Court Says Death from Blood Clot not Accidental

October 5, 2006 ( - The US District Court for the Eastern District of Missouri ruled that the beneficiaries of a man who died from blood clots that formed in his legs during an airplane flight are not entitled to $1.1 million in benefits because the death was not accidental.

In her opinion, US District Judge Audrey Fleissig wrote that the death of Anheuser-Busch Co. employee Terry McAuley was not caused by an accident, as defined by the coverage clause in his insurance policies.

While traveling home on a business trip from Dublin, Ireland to St. Louis, Missouri, McAuley developed blood clots in his legs and died the next day. McAuley was covered by two Employee Retirement Income Security Act (ERISA)-governed insurance policies issued by Federal Insurance Co., the defendant in the case.

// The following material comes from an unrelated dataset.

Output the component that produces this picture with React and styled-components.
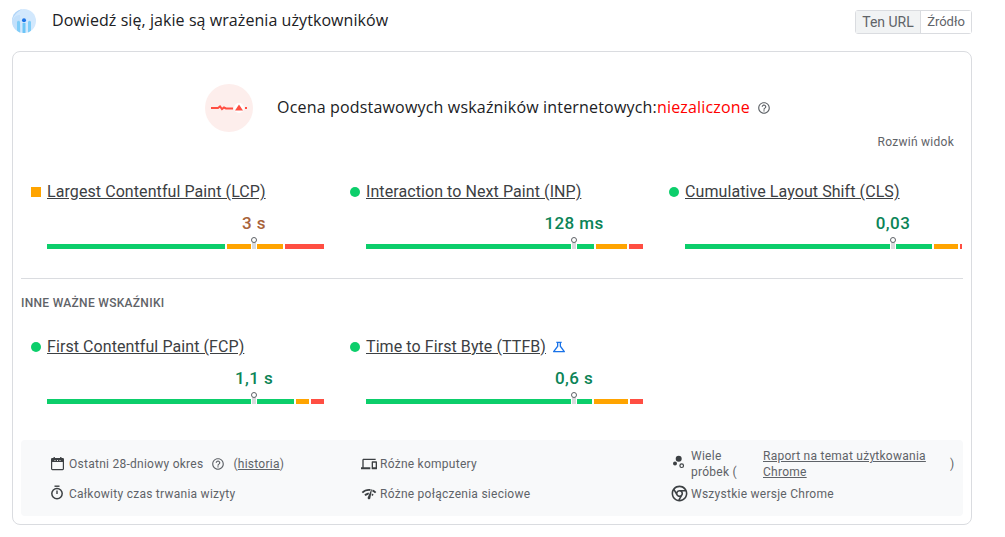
import React from "react";
import styled, { createGlobalStyle } from "styled-components";
import {
  MdOutlineDevices,
  MdOutlineNetworkCheck,
  MdOutlineHelpOutline,
  MdOutlineScience,
} from "react-icons/md";
import { RiChromeLine } from "react-icons/ri";

const Global = createGlobalStyle`
  html, body { margin: 0; padding: 0; background: #fff; }
  body { font-family: Roboto, "Liberation Sans", sans-serif; color: #3c4043; }
`;

const Page = styled.div`
  width: 1005px;
  height: 537px;
  box-sizing: border-box;
  padding: 8px 33px 0 12px;
  overflow: hidden;
`;
const Header = styled.header`
  display: flex;
  align-items: center;
  height: 26px;
  margin-bottom: 17px;
`;
const Logo = styled.svg`
  width: 24px;
  height: 24px;
  flex: none;
  margin-right: 16px;
`;
const Title = styled.h1`
  margin: 0 0 2px;
  flex: 1;
  font: 500 16px/24px "Open Sans", sans-serif;
  letter-spacing: 0.07px;
  color: #202124;
`;
const Tabs = styled.div`
  display: flex;
  width: 117px;
  height: 24px;
  margin-top: 1px;
  border: 1px solid #dadce0;
  border-radius: 3px;
  box-sizing: border-box;
`;
const Tab = styled.div`
  box-sizing: border-box;
  width: ${(p) => (p.$active ? "65px" : "50px")};
  font-size: ${(p) => (p.$active ? "14px" : "13px")};
  line-height: 22px;
  text-align: center;
  color: #5f6368;
  background: ${(p) => (p.$active ? "#f1f3f4" : "#fff")};
  border-right: ${(p) => (p.$active ? "1px solid #dadce0" : "none")};
`;
const Card = styled.section`
  border: 1px solid #dadce0;
  border-radius: 8px;
  padding: 32px 8px 8px;
  height: 474px;
  box-sizing: border-box;
`;
const Verdict = styled.div`
  display: flex;
  align-items: center;
  height: 48px;
  padding-left: 184px;
`;
const VerdictBadge = styled.svg`
  width: 48px;
  height: 48px;
  flex: none;
  margin-right: 24px;
`;
const VerdictText = styled.span`
  margin-bottom: 2px;
  font: 500 16px/24px "Open Sans", sans-serif;
  letter-spacing: 0.18px;
  color: #202124;
`;
const VerdictFail = styled.span`
  color: #f00;
`;
const VerdictHelp = styled(MdOutlineHelpOutline)`
  width: 14px;
  height: 14px;
  margin-left: 7px;
  color: #5f6368;
`;
const Expand = styled.div`
  margin: 2px 9px 0 0;
  text-align: right;
  font-size: 12px;
  line-height: 16px;
  letter-spacing: 0.26px;
  color: #5f6368;
`;
const MetricRow = styled.div`
  display: grid;
  grid-template-columns: 319px 319px 294px;
  margin: ${(p) => p.$top}px 0 0 10px;
`;
const Metric = styled.div`
  display: flex;
  flex-direction: column;
`;
const MetricHead = styled.div`
  display: flex;
  align-items: center;
  height: 24px;
`;
const Indicator = styled.span`
  width: 10px;
  height: 10px;
  flex: none;
  margin-right: 6px;
  background: ${(p) => (p.$kind === "warn" ? "#ffa400" : "#0cce6b")};
  border-radius: ${(p) => (p.$kind === "warn" ? "0" : "50%")};
`;
const MetricName = styled.a`
  font-size: 16px;
  line-height: 24px;
  letter-spacing: 0.08px;
  color: #3c4043;
  text-decoration: underline;
`;
const Lab = styled(MdOutlineScience)`
  width: 16px;
  height: 16px;
  margin-left: 5px;
  color: #1a73e8;
`;
const ValueLine = styled.div`
  height: 24px;
  margin: 7px 0 9px 16px;
`;
const Value = styled.span`
  display: inline-block;
  margin-left: ${(p) => p.$at}px;
  transform: translateX(-50%);
  font-size: 17px;
  font-weight: 500;
  line-height: 24px;
  letter-spacing: 0.4px;
  white-space: nowrap;
  color: ${(p) => (p.$kind === "warn" ? "#a8633a" : "#0b8457")};
`;
const Track = styled.div`
  position: relative;
  display: flex;
  gap: 2px;
  width: 277px;
  height: 5px;
  margin-left: 16px;
`;
const Segment = styled.span`
  flex: none;
  height: 5px;
  background: ${(p) => p.$color};
`;
const Needle = styled.span`
  position: absolute;
  left: ${(p) => p.$at - 3}px;
  top: -2px;
  width: 4px;
  height: 7px;
  background: #d8dadd;
  border-left: 1px solid #fff;
  border-right: 1px solid #fff;
`;
const NeedleHead = styled.span`
  position: absolute;
  left: ${(p) => p.$at - 3}px;
  top: -7px;
  width: 6px;
  height: 6px;
  box-sizing: border-box;
  border: 1px solid #5f6368;
  border-radius: 50%;
  background: #fff;
`;
const Rule = styled.hr`
  height: 1px;
  margin: 29px 0 0 0;
  border: 0;
  background: #dadce0;
`;
const SectionLabel = styled.h2`
  margin: 16px 0 0;
  font-size: 12px;
  font-weight: 500;
  line-height: 16px;
  letter-spacing: 0.3px;
  color: #5f6368;
`;
const Footer = styled.footer`
  display: grid;
  grid-template-columns: 311px 311px 262px;
  grid-template-rows: 32px 16px;
  row-gap: 6px;
  height: 76px;
  box-sizing: border-box;
  margin-top: 36px;
  padding: 8px 0 0 29px;
  background: #f8f9fa;
  border-radius: 4px;
  font-size: 12px;
  line-height: 16px;
  letter-spacing: 0.26px;
  color: #5f6368;
`;
const Fact = styled.div`
  display: flex;
  align-items: center;
  min-width: 0;
`;
const FactIcon = styled.span`
  display: flex;
  flex: none;
  width: 16px;
  height: 16px;
  margin-right: 3px;
  color: #3c4043;
  & > svg { width: 16px; height: 16px; overflow: visible; flex: none; }
`;
const ChromeGlyph = styled(RiChromeLine)`
  && { width: 19px; height: 19px; margin: -2px 0 0 -2px; }
`;
const FactHelp = styled(MdOutlineHelpOutline)`
  flex: none;
  width: 14px;
  height: 14px;
  margin: 0 8px;
`;
const FactLink = styled.a`
  color: #5f6368;
  text-decoration: underline;
`;
const Cell = styled.span`
  flex: none;
  box-sizing: border-box;
  width: ${(p) => p.$w}px;
  padding-right: ${(p) => p.$pad || 0}px;
`;

const GOOD = "#0cce6b", AVG = "#ffa400", BAD = "#ff4e42";

function Gauge({ kind, name, value, at, parts, lab }) {
  return (
    <Metric>
      <MetricHead>
        <Indicator $kind={kind} />
        <MetricName>{name}</MetricName>
        {lab && <Lab />}
      </MetricHead>
      <ValueLine>
        <Value $kind={kind} $at={at}>{value}</Value>
      </ValueLine>
      <Track>
        <Segment $color={GOOD} style={{ width: parts[0] }} />
        <Segment $color={AVG} style={{ width: parts[1] }} />
        <Segment $color={BAD} style={{ width: parts[2] }} />
        <Needle $at={at} />
        <NeedleHead $at={at} />
      </Track>
    </Metric>
  );
}

export default function App() {
  return (
    <Page>
      <Global />
      <Header>
        <Logo viewBox="0 0 24 24">
          <defs>
            <clipPath id="lc"><circle cx="12" cy="12" r="12" /></clipPath>
          </defs>
          <circle cx="12" cy="12" r="12" fill="#d2e8fd" />
          <g clipPath="url(#lc)">
            <path d="M0 12C2 5 6 3 10 0L0 0Z" fill="#aed4f8" />
            <path d="M0 12C2 8 4 6 8 6L9 24H0Z" fill="#c3e0fb" />
            <rect x="5" y="13" width="3" height="11" fill="#7fcdf8" />
            <rect x="10.5" y="14" width="3" height="10" fill="#6cc5f7" />
            <rect x="16" y="13" width="3" height="11" fill="#7fcdf8" />
            <circle cx="6.5" cy="13" r="1.3" fill="#7fcdf8" />
            <circle cx="17.5" cy="13" r="1.3" fill="#7fcdf8" />
            <circle cx="12" cy="11.3" r="2" fill="#1a73e8" />
          </g>
        </Logo>
        <Title>Dowiedź się, jakie są wrażenia użytkowników</Title>
        <Tabs>
          <Tab $active>Ten URL</Tab>
          <Tab>Źródło</Tab>
        </Tabs>
      </Header>
      <Card>
        <Verdict>
          <VerdictBadge viewBox="0 0 48 48">
            <circle cx="24" cy="24" r="24" fill="#fdeeec" />
            <path d="M6 24H13L15 22.5L17 25L19 23.5L21 24.5H28" fill="none" stroke="#ff4e42" strokeWidth="2" />
            <circle cx="34" cy="24" r="5" fill="#fff" />
            <path d="M34 20.6L38 26.6H30Z" fill="#ff4e42" />
            <path d="M40 24H42" stroke="#ff4e42" strokeWidth="2" />
          </VerdictBadge>
          <VerdictText>
            Ocena podstawowych wskaźników internetowych:<VerdictFail>niezaliczone</VerdictFail>
          </VerdictText>
          <VerdictHelp />
        </Verdict>
        <Expand>Rozwiń widok</Expand>
        <MetricRow $top={30}>
          <Gauge kind="warn" name="Largest Contentful Paint (LCP)" value="3 s" at={207} parts={[178, 56, 39]} />
          <Gauge kind="good" name="Interaction to Next Paint (INP)" value="128 ms" at={208} parts={[228, 31, 14]} />
          <Gauge kind="good" name="Cumulative Layout Shift (CLS)" value="0,03" at={208} parts={[247, 24, 2]} />
        </MetricRow>
        <Rule />
        <SectionLabel>INNE WAŻNE WSKAŹNIKI</SectionLabel>
        <MetricRow $top={24}>
          <Gauge kind="good" name="First Contentful Paint (FCP)" value="1,1 s" at={207} parts={[247, 13, 13]} />
          <Gauge kind="good" name="Time to First Byte (TTFB)" value="0,6 s" at={208} parts={[226, 34, 13]} lab />
        </MetricRow>
        <Footer>
          <Fact>
            <FactIcon>
              <svg viewBox="0 0 16 16">
                <rect x="1.6" y="2.6" width="11.8" height="11" rx="0.8" fill="none" stroke="currentColor" strokeWidth="1.2" />
                <rect x="1.6" y="2.6" width="11.8" height="3.4" fill="currentColor" />
                <path d="M4.2 1V3M10.8 1V3" stroke="currentColor" strokeWidth="1.3" />
                <path d="M4.5 4.5H5.5M7 4.5H8M9.5 4.5H10.5" stroke="#fff" strokeWidth="0.9" />
              </svg>
            </FactIcon>
            Ostatni 28-dniowy okres
            <FactHelp />
            (<FactLink>historia</FactLink>)
          </Fact>
          <Fact>
            <FactIcon><MdOutlineDevices /></FactIcon>
            Różne komputery
          </Fact>
          <Fact>
            <FactIcon>
              <svg viewBox="0 0 16 16">
                <circle cx="6.7" cy="2.7" r="3" fill="currentColor" />
                <circle cx="3" cy="7.5" r="2" fill="currentColor" />
                <circle cx="9.7" cy="9.7" r="1.8" fill="none" stroke="currentColor" strokeWidth="1.2" />
              </svg>
            </FactIcon>
            <Cell $w={72} $pad={10}>Wiele próbek (</Cell>
            <Cell $w={187}><FactLink>Raport na temat użytkowania Chrome</FactLink></Cell>
            )
          </Fact>
          <Fact>
            <FactIcon>
              <svg viewBox="0 0 16 16">
                <path d="M4.5 0.2H9.5" stroke="currentColor" strokeWidth="1.4" />
                <circle cx="7" cy="7.6" r="5.2" fill="none" stroke="currentColor" strokeWidth="1.5" />
                <path d="M7 4.6V8" stroke="currentColor" strokeWidth="1.4" />
              </svg>
            </FactIcon>
            Całkowity czas trwania wizyty
          </Fact>
          <Fact>
            <FactIcon><MdOutlineNetworkCheck /></FactIcon>
            Różne połączenia sieciowe
          </Fact>
          <Fact>
            <FactIcon><ChromeGlyph /></FactIcon>
            Wszystkie wersje Chrome
          </Fact>
        </Footer>
      </Card>
    </Page>
  );
}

McAuley’s beneficiaries contended that his death was accidental in that it was a sudden and an unexpected occurrence that happened as a result of the airplane flight. Federal Insurance rejected the claim, arguing that McAuley’s death was excluded from coverage because it had been caused by “disease, illness or bodily malfunction.”

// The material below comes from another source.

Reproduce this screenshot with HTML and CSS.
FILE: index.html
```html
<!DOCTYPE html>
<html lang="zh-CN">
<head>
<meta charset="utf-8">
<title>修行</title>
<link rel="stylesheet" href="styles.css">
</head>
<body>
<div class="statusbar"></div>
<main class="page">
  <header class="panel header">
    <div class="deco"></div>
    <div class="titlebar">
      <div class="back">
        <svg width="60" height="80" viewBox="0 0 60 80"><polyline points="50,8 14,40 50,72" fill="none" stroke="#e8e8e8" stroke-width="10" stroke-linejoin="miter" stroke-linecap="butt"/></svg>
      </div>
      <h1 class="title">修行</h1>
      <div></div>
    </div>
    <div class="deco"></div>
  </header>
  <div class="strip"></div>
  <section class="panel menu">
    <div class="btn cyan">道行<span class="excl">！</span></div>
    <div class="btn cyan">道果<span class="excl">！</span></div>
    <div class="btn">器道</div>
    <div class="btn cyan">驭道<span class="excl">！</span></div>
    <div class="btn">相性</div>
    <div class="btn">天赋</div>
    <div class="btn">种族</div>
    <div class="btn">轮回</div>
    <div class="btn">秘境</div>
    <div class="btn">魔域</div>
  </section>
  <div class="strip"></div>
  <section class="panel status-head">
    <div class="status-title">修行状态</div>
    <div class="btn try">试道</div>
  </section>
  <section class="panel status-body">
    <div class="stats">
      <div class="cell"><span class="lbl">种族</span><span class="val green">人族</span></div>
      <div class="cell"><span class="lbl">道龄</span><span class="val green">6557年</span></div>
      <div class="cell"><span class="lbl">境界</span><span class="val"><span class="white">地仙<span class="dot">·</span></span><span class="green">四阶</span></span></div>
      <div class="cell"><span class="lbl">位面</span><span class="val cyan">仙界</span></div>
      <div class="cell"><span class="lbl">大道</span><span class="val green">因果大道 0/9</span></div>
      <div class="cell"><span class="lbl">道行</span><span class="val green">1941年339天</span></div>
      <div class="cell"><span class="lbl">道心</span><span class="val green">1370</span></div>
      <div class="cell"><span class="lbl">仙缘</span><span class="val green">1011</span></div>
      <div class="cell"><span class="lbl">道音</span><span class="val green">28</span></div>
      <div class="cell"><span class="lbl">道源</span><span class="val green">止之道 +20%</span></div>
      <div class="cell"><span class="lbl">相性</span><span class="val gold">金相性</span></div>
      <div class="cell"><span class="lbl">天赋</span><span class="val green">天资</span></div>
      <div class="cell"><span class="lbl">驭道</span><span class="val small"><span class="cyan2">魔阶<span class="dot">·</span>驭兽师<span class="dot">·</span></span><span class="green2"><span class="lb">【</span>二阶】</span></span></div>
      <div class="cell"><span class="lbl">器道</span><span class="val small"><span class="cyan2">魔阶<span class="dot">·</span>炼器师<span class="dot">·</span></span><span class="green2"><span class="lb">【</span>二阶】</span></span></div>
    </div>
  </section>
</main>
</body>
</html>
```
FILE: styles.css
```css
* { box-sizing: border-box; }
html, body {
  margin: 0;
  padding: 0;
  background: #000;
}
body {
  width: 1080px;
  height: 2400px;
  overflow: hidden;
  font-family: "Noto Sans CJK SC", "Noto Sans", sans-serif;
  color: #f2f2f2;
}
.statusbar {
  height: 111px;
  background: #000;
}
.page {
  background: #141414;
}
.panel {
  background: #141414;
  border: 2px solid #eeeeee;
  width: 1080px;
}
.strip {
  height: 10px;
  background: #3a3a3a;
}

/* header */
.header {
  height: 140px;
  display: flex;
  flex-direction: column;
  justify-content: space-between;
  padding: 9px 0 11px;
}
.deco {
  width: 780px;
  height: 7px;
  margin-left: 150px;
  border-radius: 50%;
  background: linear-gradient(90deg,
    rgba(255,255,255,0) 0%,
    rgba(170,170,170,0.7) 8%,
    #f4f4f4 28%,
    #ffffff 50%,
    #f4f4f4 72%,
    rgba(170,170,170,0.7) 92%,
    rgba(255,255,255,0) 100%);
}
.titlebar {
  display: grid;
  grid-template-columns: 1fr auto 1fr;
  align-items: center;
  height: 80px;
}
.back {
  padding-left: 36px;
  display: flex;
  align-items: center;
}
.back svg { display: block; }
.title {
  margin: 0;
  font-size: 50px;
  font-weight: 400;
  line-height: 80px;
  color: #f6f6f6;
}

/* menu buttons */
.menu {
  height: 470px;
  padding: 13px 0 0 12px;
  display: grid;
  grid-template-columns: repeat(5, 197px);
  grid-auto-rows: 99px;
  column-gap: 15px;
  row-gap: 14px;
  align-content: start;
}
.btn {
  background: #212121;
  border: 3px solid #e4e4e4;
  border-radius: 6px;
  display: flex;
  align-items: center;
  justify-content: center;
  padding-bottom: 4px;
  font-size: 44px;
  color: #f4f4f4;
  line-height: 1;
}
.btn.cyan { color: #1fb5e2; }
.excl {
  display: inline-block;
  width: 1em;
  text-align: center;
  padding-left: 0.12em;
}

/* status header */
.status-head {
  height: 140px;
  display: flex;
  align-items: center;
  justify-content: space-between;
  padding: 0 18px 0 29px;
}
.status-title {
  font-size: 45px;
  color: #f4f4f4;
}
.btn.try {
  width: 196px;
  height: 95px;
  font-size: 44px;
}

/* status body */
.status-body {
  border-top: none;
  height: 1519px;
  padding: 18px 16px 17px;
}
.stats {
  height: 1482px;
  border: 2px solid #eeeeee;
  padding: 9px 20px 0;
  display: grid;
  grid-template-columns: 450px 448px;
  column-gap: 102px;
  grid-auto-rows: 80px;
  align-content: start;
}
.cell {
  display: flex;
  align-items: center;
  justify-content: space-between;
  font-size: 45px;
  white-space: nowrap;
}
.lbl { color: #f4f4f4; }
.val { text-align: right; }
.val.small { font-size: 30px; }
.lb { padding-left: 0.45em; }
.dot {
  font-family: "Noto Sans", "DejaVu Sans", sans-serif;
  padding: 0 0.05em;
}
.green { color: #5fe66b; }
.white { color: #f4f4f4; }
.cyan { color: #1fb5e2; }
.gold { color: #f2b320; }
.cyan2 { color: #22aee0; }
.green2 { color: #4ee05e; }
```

Fleissig sided with Federal Insurance, because its policy states that an accident includes “unavoidable exposure to elements arising from all circumstances to which the insured may be exposed,” and McAuley’s death did not meet those requirements. The judge found, instead, that McAuley’s death was the outcome of an unfortunate, unforeseen result of a normal occurrence.

The case is McAuley v. Federal Insurance Co., E.D. Mo., No. 4:05CV01826 AGF, 9/27/06.